Items listed in a dataset
==================================================

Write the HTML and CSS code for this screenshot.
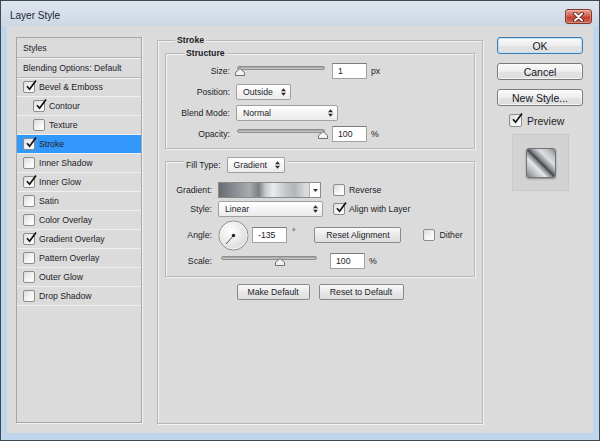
FILE: index.html
```html
<!DOCTYPE html>
<html lang="en">
<head>
<meta charset="utf-8">
<title>Layer Style</title>
<link rel="stylesheet" href="styles.css">
</head>
<body>
<div class="window">
  <div class="titlebar">
    <span class="title">Layer Style</span>
    <span class="close">
      <svg width="13" height="10" viewBox="0 0 13 10"><path d="M3 1.5 L10 8.5 M10 1.5 L3 8.5" stroke="#5a1f18" stroke-width="3.8" stroke-linecap="round"/><path d="M3 1.5 L10 8.5 M10 1.5 L3 8.5" stroke="#ffffff" stroke-width="2" stroke-linecap="round"/></svg>
    </span>
  </div>
  <div class="client">
    <div class="styles-list">
      <div class="row head head-top">Styles</div>
      <div class="row head">Blending Options: Default</div>
      <div class="row"><span class="cb"><svg class="tick" viewBox="0 0 14 14"><path d="M3 7.2 L5.6 10.2 L12 1.5" /></svg></span>Bevel &amp; Emboss</div>
      <div class="row sub"><span class="cb"><svg class="tick" viewBox="0 0 14 14"><path d="M3 7.2 L5.6 10.2 L12 1.5" /></svg></span>Contour</div>
      <div class="row sub"><span class="cb"></span>Texture</div>
      <div class="row selected"><span class="cb"><svg class="tick" viewBox="0 0 14 14"><path d="M3 7.2 L5.6 10.2 L12 1.5" /></svg></span>Stroke</div>
      <div class="row"><span class="cb"></span>Inner Shadow</div>
      <div class="row"><span class="cb"><svg class="tick" viewBox="0 0 14 14"><path d="M3 7.2 L5.6 10.2 L12 1.5" /></svg></span>Inner Glow</div>
      <div class="row"><span class="cb"></span>Satin</div>
      <div class="row"><span class="cb"></span>Color Overlay</div>
      <div class="row"><span class="cb"><svg class="tick" viewBox="0 0 14 14"><path d="M3 7.2 L5.6 10.2 L12 1.5" /></svg></span>Gradient Overlay</div>
      <div class="row"><span class="cb"></span>Pattern Overlay</div>
      <div class="row"><span class="cb"></span>Outer Glow</div>
      <div class="row"><span class="cb"></span>Drop Shadow</div>
    </div>

    <fieldset class="group outer">
      <legend class="legend legend-outer">Stroke</legend>

      <fieldset class="group structure">
        <legend class="legend legend-inner">Structure</legend>
        <div class="form structure-form">
          <span class="label">Size:</span>
          <div class="ctrl">
            <div class="slider slider-88"><div class="track"></div><svg class="thumb" style="left:-2px" viewBox="0 0 10 8"><path d="M5 0.5 L9.5 4.5 V7.5 H0.5 V4.5 Z"/></svg></div>
            <span class="field field-gap">1</span><span class="unit">px</span>
          </div>
          <span class="label">Position:</span>
          <div class="ctrl">
            <span class="select sel-position">Outside<svg class="ud" width="5" height="8" viewBox="0 0 5 8"><path d="M0 3.2 2.5 0.2 5 3.2Z M0 4.8 2.5 7.8 5 4.8Z"/></svg></span>
          </div>
          <span class="label">Blend Mode:</span>
          <div class="ctrl">
            <span class="select sel-blend">Normal<svg class="ud" width="5" height="8" viewBox="0 0 5 8"><path d="M0 3.2 2.5 0.2 5 3.2Z M0 4.8 2.5 7.8 5 4.8Z"/></svg></span>
          </div>
          <span class="label">Opacity:</span>
          <div class="ctrl">
            <div class="slider slider-88"><div class="track"></div><svg class="thumb" style="left:81px" viewBox="0 0 10 8"><path d="M5 0.5 L9.5 4.5 V7.5 H0.5 V4.5 Z"/></svg></div>
            <span class="field field-gap">100</span><span class="unit">%</span>
          </div>
        </div>
      </fieldset>

      <fieldset class="group fill">
        <legend class="legend legend-inner legend-fill">
          <span class="legend-text">Fill Type:</span>
          <span class="select sel-fill">Gradient<svg class="ud" width="5" height="8" viewBox="0 0 5 8"><path d="M0 3.2 2.5 0.2 5 3.2Z M0 4.8 2.5 7.8 5 4.8Z"/></svg></span>
        </legend>
        <div class="form fill-form">
          <span class="label">Gradient:</span>
          <div class="grad">
            <span class="grad-fill"></span>
            <span class="grad-drop"><svg width="5" height="3" viewBox="0 0 5 3"><path d="M0 0H5L2.5 3Z" fill="#333"/></svg></span>
          </div>
          <label class="check"><span class="cb"></span>Reverse</label>

          <span class="label">Style:</span>
          <span class="select sel-style">Linear<svg class="ud" width="5" height="8" viewBox="0 0 5 8"><path d="M0 3.2 2.5 0.2 5 3.2Z M0 4.8 2.5 7.8 5 4.8Z"/></svg></span>
          <label class="check"><span class="cb"><svg class="tick" viewBox="0 0 14 14"><path d="M3 7.2 L5.6 10.2 L12 1.5" /></svg></span>Align with Layer</label>

          <span class="label">Angle:</span>
          <div class="ctrl span2">
            <svg class="dial" width="31" height="31" viewBox="0 0 31 31">
              <defs><radialGradient id="dg" cx="40%" cy="35%" r="70%"><stop offset="0" stop-color="#ffffff"/><stop offset="1" stop-color="#d9d9d9"/></radialGradient></defs>
              <circle cx="15.5" cy="15.5" r="14.5" fill="url(#dg)" stroke="#8a8a8a"/>
              <circle cx="15.5" cy="15.5" r="13.5" fill="none" stroke="#f8f8f8" stroke-width="0.8"/>
              <line x1="15.5" y1="15.5" x2="8" y2="24" stroke="#555" stroke-width="1"/>
              <circle cx="15.5" cy="15.5" r="1.7" fill="#222"/>
            </svg>
            <span class="field angle-field">-135</span>
            <span class="degree">°</span>
            <span class="btn btn-align">Reset Alignment</span>
            <label class="check dither"><span class="cb"></span>Dither</label>
          </div>

          <span class="label">Scale:</span>
          <div class="ctrl span2">
            <div class="slider slider-96"><div class="track"></div><svg class="thumb" style="left:54px" viewBox="0 0 10 8"><path d="M5 0.5 L9.5 4.5 V7.5 H0.5 V4.5 Z"/></svg></div>
            <span class="field scale-field">100</span><span class="unit">%</span>
          </div>
        </div>
      </fieldset>

      <div class="defaults">
        <span class="btn btn-make">Make Default</span>
        <span class="btn btn-reset">Reset to Default</span>
      </div>
    </fieldset>

    <div class="side">
      <span class="sbtn sbtn-default">OK</span>
      <span class="sbtn">Cancel</span>
      <span class="sbtn">New Style...</span>
      <label class="preview"><span class="cb cb-lg"><svg class="tick" viewBox="0 0 14 14"><path d="M3 7.2 L5.6 10.2 L12 1.5" /></svg></span>Preview</label>
      <div class="thumbbox"><span class="swatch"></span></div>
    </div>
  </div>
</div>
</body>
</html>
```
FILE: styles.css
```css
* { box-sizing: border-box; }
html, body { margin: 0; padding: 0; }
body {
  width: 600px;
  height: 441px;
  overflow: hidden;
  font-family: "Liberation Sans", Arial, sans-serif;
  font-size: 8.7px;
  color: #1c1c28;
  background: #bdd5ec;
}

.window {
  width: 600px;
  height: 441px;
  border: 1px solid #3e4852;
  background: #bed5ec;
  display: flex;
  flex-direction: column;
}

.titlebar {
  flex: none;
  height: 25px;
  display: flex;
  align-items: flex-start;
  background: linear-gradient(#dde5ee, #cdd8e4);
}
.title {
  padding: 8px 0 0 9px;
  font-size: 10px;
  line-height: 14px;
  color: #1a2230;
}
.close {
  margin: 8px 7px 0 auto;
  width: 27px;
  height: 15px;
  border: 1px solid #86342a;
  border-radius: 3px;
  background: linear-gradient(#eaa495, #d2604f 45%, #c2402f 55%, #cf6a55);
  display: flex;
  align-items: center;
  justify-content: center;
  box-shadow: inset 0 0 0 1px rgba(255,255,255,0.25);
}

.client {
  flex: 1;
  margin: 0 6px 7px;
  background: #dbdbdb;
  display: flex;
  align-items: flex-start;
  padding: 8px 0 0 9px;
}

/* ---------- styles list ---------- */
.styles-list {
  flex: none;
  width: 126px;
  height: 386px;
  margin-top: 3px;
  border: 1px solid #a6a6a6;
  box-shadow: 1px 1px 0 #f2f2f2;
  display: flex;
  flex-direction: column;
}
.row {
  flex: none;
  height: 19px;
  display: flex;
  align-items: center;
  padding-left: 6px;
  border-bottom: 1px solid #efefef;
  white-space: nowrap;
}
.row.head {
  height: 20px;
  padding-left: 6px;
  border-bottom: 1px solid #b5b5b5;
  box-shadow: 0 1px 0 #f0f0f0;
}
.row.sub { padding-left: 16px; }
.row.selected { background: #3398fc; }

.cb {
  position: relative;
  flex: none;
  width: 12px;
  height: 12px;
  margin-right: 4px;
  border: 1px solid #8b8c8c;
  border-radius: 2px;
  background: linear-gradient(135deg, #dcdcdc, #f6f6f6 60%, #ffffff);
}
.cb-lg { width: 13px; height: 13px; }
.tick {
  position: absolute;
  left: 0;
  top: -3px;
  width: 14px;
  height: 14px;
  fill: none;
  stroke: #111;
  stroke-width: 1.7;
}

/* ---------- group boxes ---------- */
.group {
  margin: 0;
  min-width: 0;
  border: 1px solid #b7b7b7;
  box-shadow: inset 1px 1px 0 #f3f3f3, 1px 1px 0 #f3f3f3;
}
.legend {
  padding: 0 2px;
  font-weight: bold;
  line-height: 12px;
  background: #dbdbdb;
}
.legend-outer { margin-left: 10px; }
.legend-inner { margin-left: 18px; }

.outer {
  flex: none;
  width: 326px;
  height: 390px;
  margin-left: 15px;
  padding: 1px 7px 0;
}
.structure {
  width: 310px;
  padding: 4px 0 6px;
}
.fill {
  width: 310px;
  margin-top: 8px;
  padding: 16px 0 7px;
}
.legend-fill {
  height: 9px;
  display: flex;
  align-items: flex-start;
  font-weight: normal;
  padding-right: 2px;
}
.legend-text { line-height: 16px; margin-right: 6px; }

/* ---------- forms ---------- */
.form {
  display: grid;
  align-items: center;
  column-gap: 6px;
}
.structure-form {
  grid-template-columns: 64px auto;
  row-gap: 5px;
}
.fill-form {
  grid-template-columns: 46px 105px 1fr;
  grid-template-rows: 16px 16px 30px 16px;
  row-gap: 3px;
}
.label { text-align: right; line-height: 16px; white-space: nowrap; }
.ctrl { display: flex; align-items: center; height: 16px; }
.span2 { grid-column: 2 / 4; }
.fill-form .span2:nth-of-type(1) { height: 30px; }

.slider {
  position: relative;
  flex: none;
  height: 16px;
  padding-top: 3px;
}
.slider-88 { width: 88px; margin-left: 1px; }
.slider-96 { width: 96px; margin-left: 3px; }
.track {
  height: 4px;
  border: 1px solid #8d8d8d;
  border-radius: 2px;
  background: linear-gradient(#9d9d9d, #cfcfcf);
}
.thumb {
  position: absolute;
  top: 5px;
  width: 10px;
  height: 8px;
  fill: #f4f4f4;
  stroke: #6f6f6f;
  stroke-width: 1;
}

.field {
  flex: none;
  width: 35px;
  height: 16px;
  padding-left: 5px;
  display: flex;
  align-items: center;
  background: #ffffff;
  border: 1px solid #a2a2a2;
  border-top-color: #7c7c7c;
}
.field-gap { margin-left: 7px; }
.unit { margin-left: 4px; }

.select {
  flex: none;
  height: 16px;
  display: flex;
  align-items: center;
  padding: 0 4px 0 6px;
  border: 1px solid #a0a0a0;
  border-radius: 2px;
  background: linear-gradient(#ffffff, #ebebeb);
  white-space: nowrap;
}
.ud { margin-left: auto; fill: #2a2a2a; }
.sel-position { width: 55px; }
.sel-blend { width: 102px; }
.sel-fill { width: 58px; }
.sel-style { width: 105px; }

.grad {
  width: 103px;
  height: 16px;
  display: flex;
  border: 1px solid #8a8a8a;
  background: #fff;
}
.grad-fill {
  flex: 1;
  background: linear-gradient(to right, #686b70 0%, #8b8e92 18%, #a9acaf 34%, #7b7e82 44%, #c9ccce 52%, #e9ebed 60%, #c4c7ca 74%, #b3b6b9 84%, #d9dcde 96%);
}
.grad-drop {
  width: 11px;
  display: flex;
  align-items: center;
  justify-content: center;
  border-left: 1px solid #b4b4b4;
  background: #fdfdfd;
}

.check {
  display: flex;
  align-items: center;
  margin-left: 4px;
  white-space: nowrap;
}

.dial { flex: none; margin-left: 0; }
.angle-field { margin-left: 3px; }
.degree { margin-left: 5px; margin-top: -6px; }
.btn {
  flex: none;
  height: 16px;
  display: flex;
  align-items: center;
  justify-content: center;
  border: 1px solid #8a8a8a;
  border-radius: 2px;
  background: linear-gradient(#fbfbfb, #e7e7e7 55%, #dedede);
  white-space: nowrap;
}
.btn-align { width: 87px; margin-left: 19px; }
.dither { margin-left: 22px; }
.scale-field { margin-left: 13px; }

.defaults {
  display: flex;
  justify-content: center;
  gap: 9px;
  margin-top: 7px;
}
.btn-make { width: 73px; }
.btn-reset { width: 85px; }

/* ---------- side column ---------- */
.side {
  flex: none;
  width: 86px;
  margin-left: 14px;
  margin-top: 3px;
  display: flex;
  flex-direction: column;
  font-size: 10.5px;
}
.sbtn {
  height: 17px;
  margin-bottom: 9px;
  display: flex;
  align-items: center;
  justify-content: center;
  border: 1px solid #7a7a7a;
  border-radius: 3px;
  background: linear-gradient(#fafafa, #eeeeee 50%, #e3e3e3 51%, #dedede);
  box-shadow: inset 0 0 0 1px rgba(255,255,255,0.7);
  color: #15151f;
}
.sbtn-default {
  border-color: #3b7cb2;
  box-shadow: inset 0 0 0 1px #bfe2f8;
}
.preview {
  display: flex;
  align-items: center;
  height: 13px;
  margin: -1px 0 0 12px;
}
.preview .cb { margin-right: 5px; }
.thumbbox {
  width: 57px;
  height: 57px;
  margin: 7px 0 0 15px;
  display: flex;
  align-items: center;
  justify-content: center;
  background: #d3d3d3;
  border: 1px solid #c9c9c9;
}
.swatch {
  width: 30px;
  height: 30px;
  border-radius: 3px;
  border: 1px solid #707378;
  box-shadow: 0 1px 2px rgba(0,0,0,0.35);
  background: linear-gradient(45deg, #75797d 0%, #b9bcbf 18%, #e4e6e8 34%, #8f9296 44%, #45484d 50%, #8c8f93 57%, #dcdee0 70%, #bfc2c5 84%, #7f8286 100%);
}
```
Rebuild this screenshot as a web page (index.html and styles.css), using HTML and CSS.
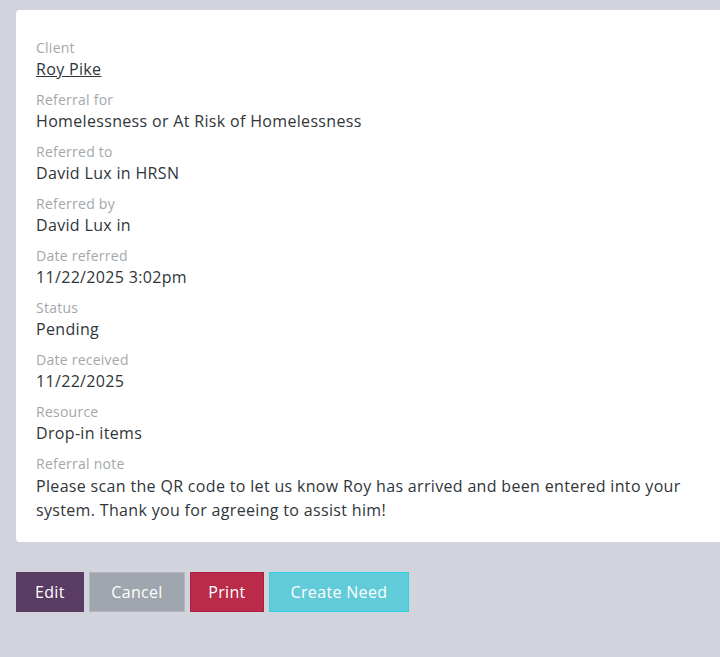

==================================================

EXERCISE AIM
Go through the records line by line and count those containing the string "index". Give only the total.

CORRECT OUTPUT
2